北朝鮮が国威発揚の手段としてミサイル開発に力を入れ、頻繁に発射試験を行っていますが、そのたびに防衛装置を配備しています。
それがどのようなものかということも、深くは知らないまま、本当にあれで守れるのかと疑っていましたが、そこには冷戦時代から続くミサイルの攻防の歴史があり、兵器開発の競争があったようです。
本書著者の能勢さんはフジテレビの報道に携わってこられた方ですが、防衛問題の担当が長くその経験を活かしてこの本を書きました。
2007年の出版ですが、その後さらにミサイルをめぐる事態は進展しており、10年前にはまだアメリカ本土を狙ったミサイルは無かったものがそれも可能となっています。
しかし、とりあえず10年前の状況を頭に入れておく必要はあるかもしれません。
そもそも「弾道ミサイル」とは何なのか。よく分かっていませんでした。
この本もその解説から始まっています。
弾道ミサイルの定義にもいろいろあるようで、中には不正確なものもあります。
そこで、その定義を次のように明らかにしています。
「やまなりの曲線(≒放物線)(これが”弾道”)を描いて標的に向かう誘導弾のこと」
だそうです。
したがって、発射直後から上昇の途中までで推進ロケットの噴射は終了しあとは慣性で飛行します。
これに対し、低空を噴射を継続して飛行し目的地に向かうのは「巡航ミサイル」と言います。
弾道ミサイルの元祖は第二次大戦中にドイツが発射した「V-2」でした。
イギリスなどを狙って発射され、ロンドンを狙った1500発のうち500発が着弾して2500人の死者を出しました。
その後、東西冷戦時代には米ソ双方で開発が進み、大陸間弾道弾(ICBM)や潜水艦発射弾道ミサイル(SLBM)が配備されました。

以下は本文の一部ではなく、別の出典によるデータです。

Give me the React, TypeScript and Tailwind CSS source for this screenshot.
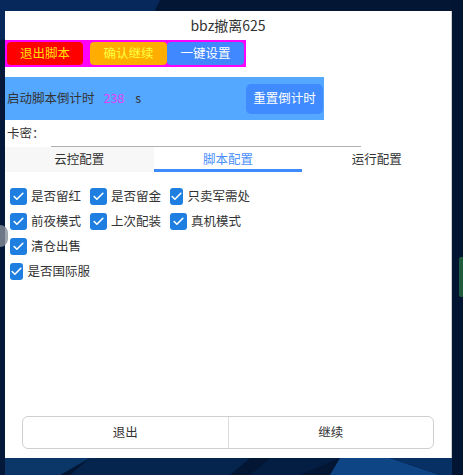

これらは幸いにも実際に使われたことはありません。
弾道ミサイルを防ぐ方法の開発も進められました。
始めのうちは弾道ミサイルの進行方向の先で核ミサイルを爆発させて破壊するという物騒な方策が考えられましたが(ABMシステム)これは米ソの条約で廃棄されました。
その後、レーダーや衛星を使いミサイル発射を察知して迎撃ミサイルを発射し破壊するというシステム開発が進められ、現在ではかなりの実用性を持ち実戦配備されています。
本書の残りの部分では、ミサイルの探索をどうするのか、そして実際に迎撃するのはどうするのか、さらに北朝鮮のミサイルへの対応ができるのかという記述がされていますが、それは非常に詳細なものとなっており、とても簡潔にまとめることはできません。
(というか、内容が少し難しいようです)
そんなわけで、詳述はあきらめますが、特に面白かったエピソードだけ。
このような迎撃システムが最初に稼働したのは1991年の湾岸戦争の時だそうです。
しかも、その戦争中の短い期間の中で探査時間が短縮されていきました。
その結果、1999年のユーゴスラビア攻撃の際にはさらに向上した性能で臨めたそうです。
イージス艦は新型のものが何隻も就航していますが、そのうち1隻の迎撃能力を弾道ミサイルに最適なものにしたところ、他の航空機や巡航ミサイルに対する能力が激減してしまったそうです。
したがって、実際に運用する場合はそのイージス艦を航空機などから守る別のイージス艦を付き添わせる必要があるとか。